DIRECTIONS FOR THIS TASK |
Where a line contains the string "with", copy that line.

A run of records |
━━━━━━━━
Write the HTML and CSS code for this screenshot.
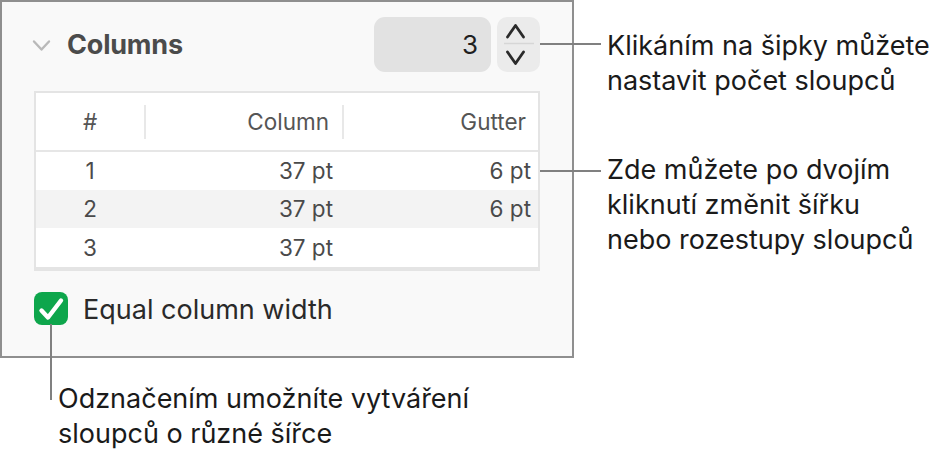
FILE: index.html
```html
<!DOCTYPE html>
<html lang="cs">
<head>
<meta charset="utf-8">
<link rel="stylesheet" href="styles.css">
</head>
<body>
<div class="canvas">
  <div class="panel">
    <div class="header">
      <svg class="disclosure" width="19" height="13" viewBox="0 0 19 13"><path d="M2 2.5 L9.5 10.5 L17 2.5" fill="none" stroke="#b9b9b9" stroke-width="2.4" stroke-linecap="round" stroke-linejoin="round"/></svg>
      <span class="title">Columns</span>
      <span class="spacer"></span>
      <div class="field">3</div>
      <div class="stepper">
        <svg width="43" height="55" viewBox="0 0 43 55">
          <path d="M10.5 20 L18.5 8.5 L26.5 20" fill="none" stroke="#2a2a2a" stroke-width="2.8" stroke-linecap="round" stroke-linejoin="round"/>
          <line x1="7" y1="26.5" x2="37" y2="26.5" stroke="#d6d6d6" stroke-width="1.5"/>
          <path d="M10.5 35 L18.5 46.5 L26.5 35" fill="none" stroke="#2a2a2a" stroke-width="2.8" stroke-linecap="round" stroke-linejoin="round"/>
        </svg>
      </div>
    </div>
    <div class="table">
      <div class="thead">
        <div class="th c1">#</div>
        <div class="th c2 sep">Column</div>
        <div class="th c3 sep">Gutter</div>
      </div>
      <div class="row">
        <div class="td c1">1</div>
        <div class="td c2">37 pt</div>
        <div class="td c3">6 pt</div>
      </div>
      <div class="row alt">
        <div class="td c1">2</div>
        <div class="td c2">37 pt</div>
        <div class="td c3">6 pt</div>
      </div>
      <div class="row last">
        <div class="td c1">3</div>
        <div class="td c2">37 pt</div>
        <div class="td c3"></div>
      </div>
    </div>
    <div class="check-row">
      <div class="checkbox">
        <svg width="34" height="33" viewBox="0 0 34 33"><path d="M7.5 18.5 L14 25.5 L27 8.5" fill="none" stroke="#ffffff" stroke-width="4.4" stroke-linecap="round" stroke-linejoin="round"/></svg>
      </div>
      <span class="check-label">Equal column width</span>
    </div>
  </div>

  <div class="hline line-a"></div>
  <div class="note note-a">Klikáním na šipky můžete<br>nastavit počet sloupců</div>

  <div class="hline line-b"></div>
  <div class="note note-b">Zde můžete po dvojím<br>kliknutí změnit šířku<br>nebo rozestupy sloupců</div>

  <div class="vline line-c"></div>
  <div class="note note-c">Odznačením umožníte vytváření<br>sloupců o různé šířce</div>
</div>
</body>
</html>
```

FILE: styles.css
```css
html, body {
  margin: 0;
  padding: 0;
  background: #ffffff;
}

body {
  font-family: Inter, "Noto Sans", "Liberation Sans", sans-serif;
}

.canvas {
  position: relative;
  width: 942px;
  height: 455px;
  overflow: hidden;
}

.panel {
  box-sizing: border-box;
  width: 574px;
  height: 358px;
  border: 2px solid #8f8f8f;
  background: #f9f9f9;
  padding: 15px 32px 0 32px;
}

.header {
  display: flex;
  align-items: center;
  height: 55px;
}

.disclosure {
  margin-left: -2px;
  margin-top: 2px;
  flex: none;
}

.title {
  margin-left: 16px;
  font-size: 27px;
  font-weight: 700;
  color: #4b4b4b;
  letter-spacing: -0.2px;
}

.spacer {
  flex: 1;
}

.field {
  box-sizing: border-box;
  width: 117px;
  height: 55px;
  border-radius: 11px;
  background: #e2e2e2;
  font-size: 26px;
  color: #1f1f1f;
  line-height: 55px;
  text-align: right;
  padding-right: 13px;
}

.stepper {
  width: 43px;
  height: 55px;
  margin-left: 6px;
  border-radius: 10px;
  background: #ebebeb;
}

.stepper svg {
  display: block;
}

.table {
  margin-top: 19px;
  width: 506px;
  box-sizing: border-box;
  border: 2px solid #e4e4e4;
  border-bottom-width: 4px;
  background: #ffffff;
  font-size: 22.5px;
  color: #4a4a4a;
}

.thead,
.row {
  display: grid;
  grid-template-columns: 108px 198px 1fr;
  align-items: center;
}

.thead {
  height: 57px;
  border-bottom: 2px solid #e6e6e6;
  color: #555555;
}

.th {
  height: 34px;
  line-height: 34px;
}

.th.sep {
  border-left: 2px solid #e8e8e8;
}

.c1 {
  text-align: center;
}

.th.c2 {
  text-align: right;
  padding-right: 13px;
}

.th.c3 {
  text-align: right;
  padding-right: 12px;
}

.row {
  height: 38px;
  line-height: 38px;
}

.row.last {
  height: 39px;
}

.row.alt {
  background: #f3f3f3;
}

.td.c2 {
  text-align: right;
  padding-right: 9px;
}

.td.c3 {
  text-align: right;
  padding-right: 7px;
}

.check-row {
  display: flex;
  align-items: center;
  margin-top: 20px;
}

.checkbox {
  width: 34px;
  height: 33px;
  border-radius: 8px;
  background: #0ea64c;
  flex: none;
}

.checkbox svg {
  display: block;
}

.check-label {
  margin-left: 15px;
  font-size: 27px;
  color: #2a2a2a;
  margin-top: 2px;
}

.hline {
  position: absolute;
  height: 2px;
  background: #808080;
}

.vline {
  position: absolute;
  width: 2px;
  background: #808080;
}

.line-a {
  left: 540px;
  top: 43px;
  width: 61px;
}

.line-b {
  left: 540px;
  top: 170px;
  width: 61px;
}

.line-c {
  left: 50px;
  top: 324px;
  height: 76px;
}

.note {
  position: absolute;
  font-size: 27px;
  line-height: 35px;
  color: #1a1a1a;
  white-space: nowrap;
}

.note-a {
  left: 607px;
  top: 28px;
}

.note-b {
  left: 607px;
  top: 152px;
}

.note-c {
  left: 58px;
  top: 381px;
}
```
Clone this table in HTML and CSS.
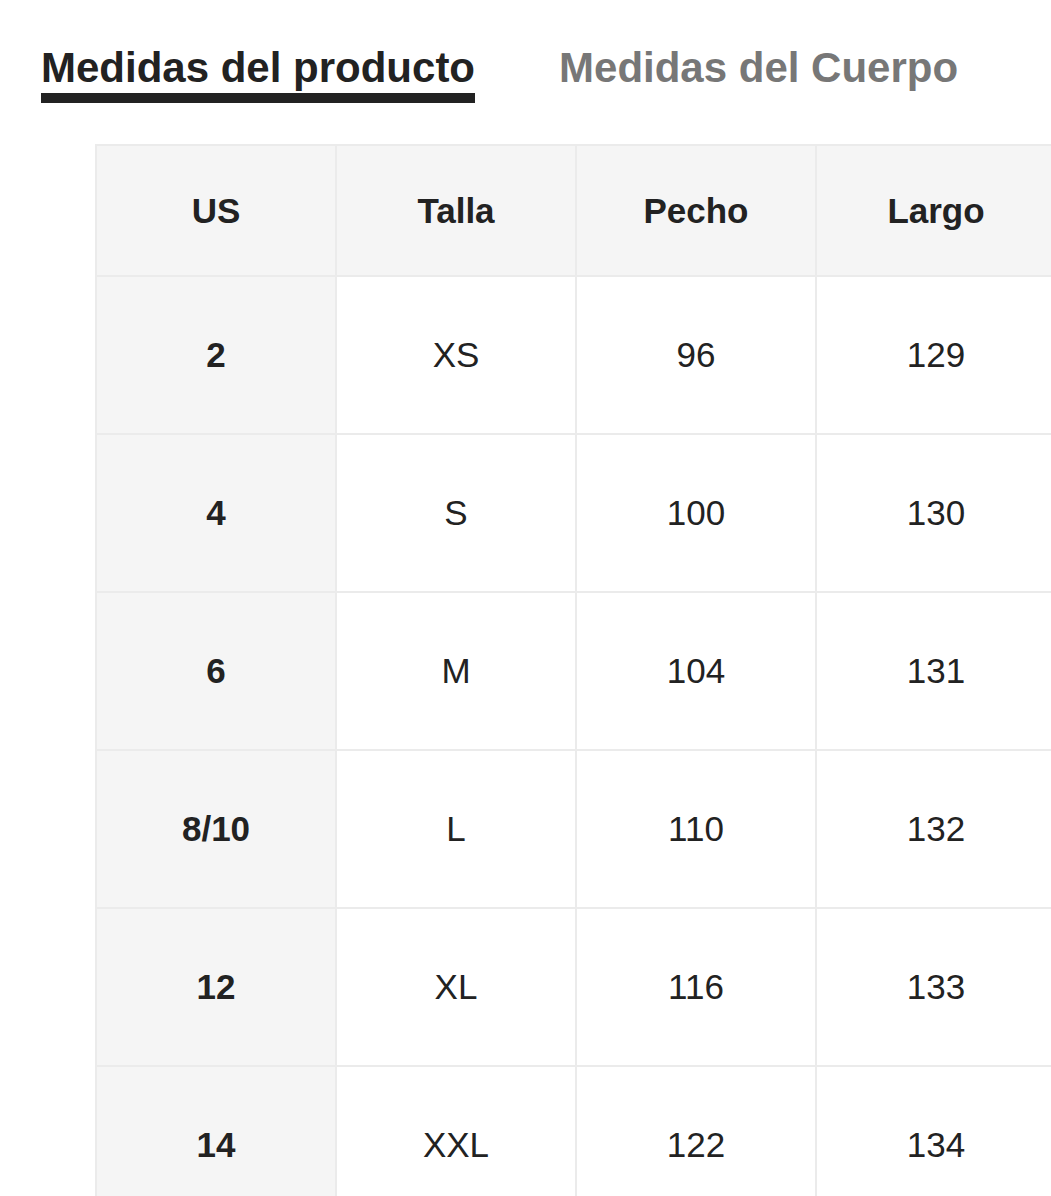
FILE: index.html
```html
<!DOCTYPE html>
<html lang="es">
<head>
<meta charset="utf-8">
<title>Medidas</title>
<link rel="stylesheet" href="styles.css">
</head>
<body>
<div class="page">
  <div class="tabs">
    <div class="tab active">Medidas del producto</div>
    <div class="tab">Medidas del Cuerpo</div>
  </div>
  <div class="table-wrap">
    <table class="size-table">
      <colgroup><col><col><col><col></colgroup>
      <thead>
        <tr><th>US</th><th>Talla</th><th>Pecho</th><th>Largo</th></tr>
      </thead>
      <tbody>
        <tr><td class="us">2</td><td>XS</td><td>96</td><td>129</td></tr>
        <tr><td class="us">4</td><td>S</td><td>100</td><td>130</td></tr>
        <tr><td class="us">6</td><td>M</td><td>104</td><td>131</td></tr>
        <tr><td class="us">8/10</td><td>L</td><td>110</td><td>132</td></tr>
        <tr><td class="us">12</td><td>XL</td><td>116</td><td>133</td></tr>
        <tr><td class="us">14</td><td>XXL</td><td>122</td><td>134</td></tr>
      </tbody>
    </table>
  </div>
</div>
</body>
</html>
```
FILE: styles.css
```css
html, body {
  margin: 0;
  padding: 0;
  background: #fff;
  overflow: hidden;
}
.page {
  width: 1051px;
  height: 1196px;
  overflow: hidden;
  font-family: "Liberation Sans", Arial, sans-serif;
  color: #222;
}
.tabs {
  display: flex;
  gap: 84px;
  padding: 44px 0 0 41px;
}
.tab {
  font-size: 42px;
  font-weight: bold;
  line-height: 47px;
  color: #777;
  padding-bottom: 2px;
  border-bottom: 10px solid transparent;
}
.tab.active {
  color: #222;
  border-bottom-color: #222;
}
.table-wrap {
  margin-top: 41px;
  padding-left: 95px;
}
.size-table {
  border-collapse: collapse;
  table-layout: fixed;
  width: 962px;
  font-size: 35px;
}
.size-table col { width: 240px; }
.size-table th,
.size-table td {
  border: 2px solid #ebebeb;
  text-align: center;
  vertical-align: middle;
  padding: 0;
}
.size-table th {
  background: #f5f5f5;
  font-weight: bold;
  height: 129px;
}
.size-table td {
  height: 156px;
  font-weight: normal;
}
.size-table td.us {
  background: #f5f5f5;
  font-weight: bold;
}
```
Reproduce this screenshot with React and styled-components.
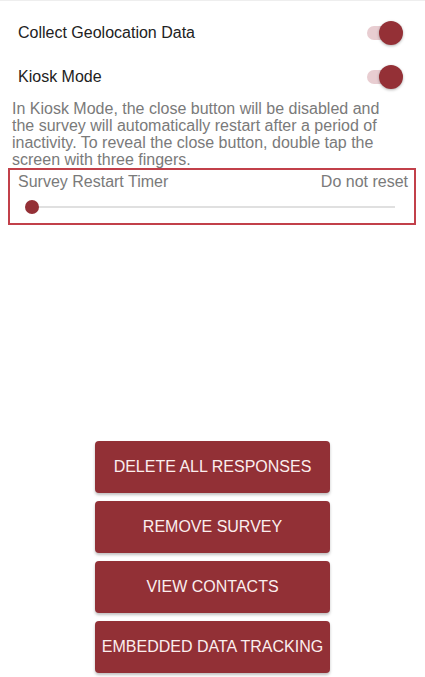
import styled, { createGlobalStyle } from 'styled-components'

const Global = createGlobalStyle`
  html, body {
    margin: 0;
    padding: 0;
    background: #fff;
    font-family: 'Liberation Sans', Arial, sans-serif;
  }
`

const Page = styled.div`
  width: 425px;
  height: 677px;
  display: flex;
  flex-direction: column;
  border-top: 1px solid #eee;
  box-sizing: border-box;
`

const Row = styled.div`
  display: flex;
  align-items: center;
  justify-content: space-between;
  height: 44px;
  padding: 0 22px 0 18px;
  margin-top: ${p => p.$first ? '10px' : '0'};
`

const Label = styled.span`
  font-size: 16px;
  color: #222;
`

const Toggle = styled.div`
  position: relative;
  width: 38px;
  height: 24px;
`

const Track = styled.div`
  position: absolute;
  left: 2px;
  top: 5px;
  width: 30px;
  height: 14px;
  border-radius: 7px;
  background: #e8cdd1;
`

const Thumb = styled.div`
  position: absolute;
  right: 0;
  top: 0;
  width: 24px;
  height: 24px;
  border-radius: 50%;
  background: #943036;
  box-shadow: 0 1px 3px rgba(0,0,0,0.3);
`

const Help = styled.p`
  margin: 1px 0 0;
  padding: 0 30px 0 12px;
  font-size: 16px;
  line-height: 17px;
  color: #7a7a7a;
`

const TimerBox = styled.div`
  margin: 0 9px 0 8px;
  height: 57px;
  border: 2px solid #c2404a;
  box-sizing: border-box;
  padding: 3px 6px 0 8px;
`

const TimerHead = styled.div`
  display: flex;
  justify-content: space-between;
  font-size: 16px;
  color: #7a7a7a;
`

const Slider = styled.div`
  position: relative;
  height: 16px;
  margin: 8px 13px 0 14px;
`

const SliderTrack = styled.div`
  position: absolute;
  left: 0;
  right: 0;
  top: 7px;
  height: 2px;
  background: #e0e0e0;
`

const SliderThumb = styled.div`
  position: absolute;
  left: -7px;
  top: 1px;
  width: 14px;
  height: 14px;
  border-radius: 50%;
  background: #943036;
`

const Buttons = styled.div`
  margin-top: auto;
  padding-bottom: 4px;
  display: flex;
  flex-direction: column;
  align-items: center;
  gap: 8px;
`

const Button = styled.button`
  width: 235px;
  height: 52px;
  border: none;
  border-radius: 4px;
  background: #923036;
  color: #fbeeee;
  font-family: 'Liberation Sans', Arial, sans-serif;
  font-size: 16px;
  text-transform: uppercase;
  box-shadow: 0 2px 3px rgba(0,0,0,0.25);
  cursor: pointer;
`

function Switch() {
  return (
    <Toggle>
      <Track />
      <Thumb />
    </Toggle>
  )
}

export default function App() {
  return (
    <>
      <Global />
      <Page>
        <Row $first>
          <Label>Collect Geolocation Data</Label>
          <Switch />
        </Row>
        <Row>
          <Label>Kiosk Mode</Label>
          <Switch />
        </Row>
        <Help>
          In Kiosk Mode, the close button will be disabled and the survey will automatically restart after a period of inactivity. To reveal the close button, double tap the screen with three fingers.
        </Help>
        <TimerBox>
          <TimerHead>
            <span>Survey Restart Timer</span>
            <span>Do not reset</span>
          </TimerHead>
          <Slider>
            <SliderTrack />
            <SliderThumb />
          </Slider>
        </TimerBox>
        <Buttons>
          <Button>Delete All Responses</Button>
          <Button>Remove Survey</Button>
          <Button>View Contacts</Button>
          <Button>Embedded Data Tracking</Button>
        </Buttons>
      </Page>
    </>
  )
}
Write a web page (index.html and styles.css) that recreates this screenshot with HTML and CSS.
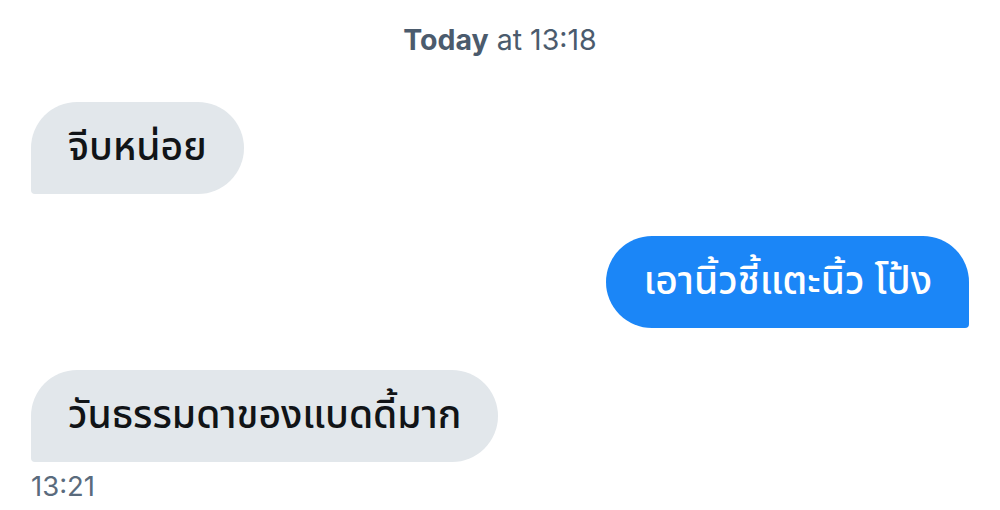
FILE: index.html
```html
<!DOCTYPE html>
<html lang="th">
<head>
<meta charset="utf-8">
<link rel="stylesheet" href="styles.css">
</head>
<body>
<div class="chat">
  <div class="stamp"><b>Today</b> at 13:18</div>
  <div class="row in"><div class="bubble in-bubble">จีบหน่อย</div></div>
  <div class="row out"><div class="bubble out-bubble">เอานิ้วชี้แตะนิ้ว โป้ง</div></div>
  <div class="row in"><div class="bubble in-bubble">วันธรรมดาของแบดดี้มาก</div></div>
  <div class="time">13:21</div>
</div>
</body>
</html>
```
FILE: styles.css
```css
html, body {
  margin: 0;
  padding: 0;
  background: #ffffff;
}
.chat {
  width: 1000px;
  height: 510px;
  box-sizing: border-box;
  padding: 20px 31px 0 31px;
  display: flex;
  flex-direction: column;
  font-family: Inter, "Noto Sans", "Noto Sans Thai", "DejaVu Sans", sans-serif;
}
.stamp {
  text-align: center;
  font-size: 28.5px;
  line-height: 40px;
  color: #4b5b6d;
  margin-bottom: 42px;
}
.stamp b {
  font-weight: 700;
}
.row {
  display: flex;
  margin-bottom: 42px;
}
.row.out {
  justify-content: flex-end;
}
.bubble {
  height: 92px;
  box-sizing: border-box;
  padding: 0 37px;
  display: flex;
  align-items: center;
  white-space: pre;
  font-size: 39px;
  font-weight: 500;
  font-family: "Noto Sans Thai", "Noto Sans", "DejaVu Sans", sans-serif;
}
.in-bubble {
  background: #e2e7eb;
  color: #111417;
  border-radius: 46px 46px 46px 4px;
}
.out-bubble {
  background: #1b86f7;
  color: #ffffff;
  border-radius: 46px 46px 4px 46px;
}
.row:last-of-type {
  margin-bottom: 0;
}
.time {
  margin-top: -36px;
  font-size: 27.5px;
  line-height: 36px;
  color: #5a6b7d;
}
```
━━━━━━━━
ANSWER FOR THIS EXERCISE |
Reproduce this screenshot with React and styled-components.
          In Kiosk Mode, the close button will be disabled and the survey will automatically restart after a period of inactivity. To reveal the close button, double tap the screen with three fingers.
Write a web page (index.html and styles.css) that recreates this screenshot with HTML and CSS.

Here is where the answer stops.